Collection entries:
-.-.-
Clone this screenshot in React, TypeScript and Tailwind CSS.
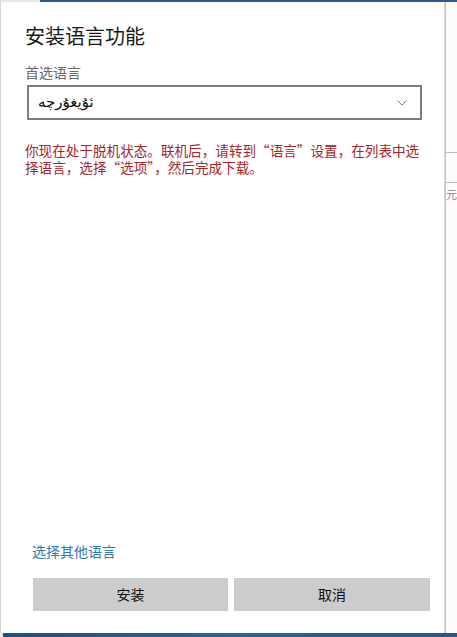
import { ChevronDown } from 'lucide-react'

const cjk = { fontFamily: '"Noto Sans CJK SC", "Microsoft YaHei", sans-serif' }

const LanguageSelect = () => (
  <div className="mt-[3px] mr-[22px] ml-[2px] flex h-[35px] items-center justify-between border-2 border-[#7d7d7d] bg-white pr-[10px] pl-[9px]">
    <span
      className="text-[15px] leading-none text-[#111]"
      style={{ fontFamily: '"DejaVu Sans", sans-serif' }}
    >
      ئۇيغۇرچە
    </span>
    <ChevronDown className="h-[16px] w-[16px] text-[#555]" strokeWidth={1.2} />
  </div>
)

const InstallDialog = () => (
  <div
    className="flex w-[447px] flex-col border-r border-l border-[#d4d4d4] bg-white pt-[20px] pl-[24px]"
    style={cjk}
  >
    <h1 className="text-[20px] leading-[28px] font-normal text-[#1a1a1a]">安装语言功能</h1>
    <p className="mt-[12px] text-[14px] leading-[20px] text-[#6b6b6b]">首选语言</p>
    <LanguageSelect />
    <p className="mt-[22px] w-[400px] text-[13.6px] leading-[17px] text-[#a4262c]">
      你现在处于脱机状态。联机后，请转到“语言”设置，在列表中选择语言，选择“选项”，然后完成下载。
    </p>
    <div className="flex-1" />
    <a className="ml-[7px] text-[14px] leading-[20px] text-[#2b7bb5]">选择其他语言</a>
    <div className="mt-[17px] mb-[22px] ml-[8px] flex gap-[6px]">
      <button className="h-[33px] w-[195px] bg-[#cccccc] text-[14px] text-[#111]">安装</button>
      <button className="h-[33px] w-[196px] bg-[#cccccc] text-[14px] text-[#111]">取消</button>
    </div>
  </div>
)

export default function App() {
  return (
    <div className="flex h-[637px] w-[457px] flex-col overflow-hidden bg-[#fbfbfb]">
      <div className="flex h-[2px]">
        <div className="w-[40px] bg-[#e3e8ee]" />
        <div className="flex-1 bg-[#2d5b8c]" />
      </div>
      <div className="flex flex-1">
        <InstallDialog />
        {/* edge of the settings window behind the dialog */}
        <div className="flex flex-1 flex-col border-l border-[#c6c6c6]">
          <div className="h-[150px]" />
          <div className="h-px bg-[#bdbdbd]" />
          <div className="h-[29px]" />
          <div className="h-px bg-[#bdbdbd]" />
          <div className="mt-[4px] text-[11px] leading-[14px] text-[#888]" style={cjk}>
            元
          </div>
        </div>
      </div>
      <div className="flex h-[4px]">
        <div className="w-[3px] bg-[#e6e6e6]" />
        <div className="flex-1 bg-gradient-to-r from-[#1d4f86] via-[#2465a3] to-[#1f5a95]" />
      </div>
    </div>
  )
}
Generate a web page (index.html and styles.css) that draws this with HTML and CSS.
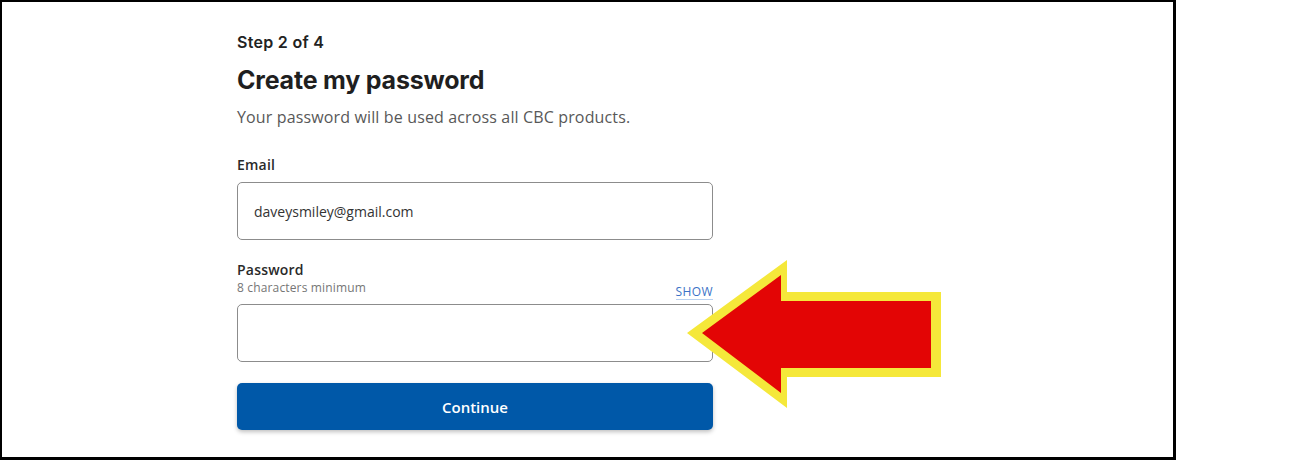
-.-.-
What this task involves: Return all of the entries exactly as written, but drop any pictures they hold.

The response:
Clone this screenshot in React, TypeScript and Tailwind CSS.
import { ChevronDown } from 'lucide-react'

const cjk = { fontFamily: '"Noto Sans CJK SC", "Microsoft YaHei", sans-serif' }

const LanguageSelect = () => (
  <div className="mt-[3px] mr-[22px] ml-[2px] flex h-[35px] items-center justify-between border-2 border-[#7d7d7d] bg-white pr-[10px] pl-[9px]">
    <span
      className="text-[15px] leading-none text-[#111]"
      style={{ fontFamily: '"DejaVu Sans", sans-serif' }}
    >
      ئۇيغۇرچە
    </span>
    <ChevronDown className="h-[16px] w-[16px] text-[#555]" strokeWidth={1.2} />
  </div>
)

const InstallDialog = () => (
  <div
    className="flex w-[447px] flex-col border-r border-l border-[#d4d4d4] bg-white pt-[20px] pl-[24px]"
    style={cjk}
  >
    <h1 className="text-[20px] leading-[28px] font-normal text-[#1a1a1a]">安装语言功能</h1>
    <p className="mt-[12px] text-[14px] leading-[20px] text-[#6b6b6b]">首选语言</p>
    <LanguageSelect />
    <p className="mt-[22px] w-[400px] text-[13.6px] leading-[17px] text-[#a4262c]">
      你现在处于脱机状态。联机后，请转到“语言”设置，在列表中选择语言，选择“选项”，然后完成下载。
    </p>
    <div className="flex-1" />
    <a className="ml-[7px] text-[14px] leading-[20px] text-[#2b7bb5]">选择其他语言</a>
    <div className="mt-[17px] mb-[22px] ml-[8px] flex gap-[6px]">
      <button className="h-[33px] w-[195px] bg-[#cccccc] text-[14px] text-[#111]">安装</button>
      <button className="h-[33px] w-[196px] bg-[#cccccc] text-[14px] text-[#111]">取消</button>
    </div>
  </div>
)

export default function App() {
  return (
    <div className="flex h-[637px] w-[457px] flex-col overflow-hidden bg-[#fbfbfb]">
      <div className="flex h-[2px]">
        <div className="w-[40px] bg-[#e3e8ee]" />
        <div className="flex-1 bg-[#2d5b8c]" />
      </div>
      <div className="flex flex-1">
        <InstallDialog />
        {/* edge of the settings window behind the dialog */}
        <div className="flex flex-1 flex-col border-l border-[#c6c6c6]">
          <div className="h-[150px]" />
          <div className="h-px bg-[#bdbdbd]" />
          <div className="h-[29px]" />
          <div className="h-px bg-[#bdbdbd]" />
          <div className="mt-[4px] text-[11px] leading-[14px] text-[#888]" style={cjk}>
            元
          </div>
        </div>
      </div>
      <div className="flex h-[4px]">
        <div className="w-[3px] bg-[#e6e6e6]" />
        <div className="flex-1 bg-gradient-to-r from-[#1d4f86] via-[#2465a3] to-[#1f5a95]" />
      </div>
    </div>
  )
}
Generate a web page (index.html and styles.css) that draws this with HTML and CSS.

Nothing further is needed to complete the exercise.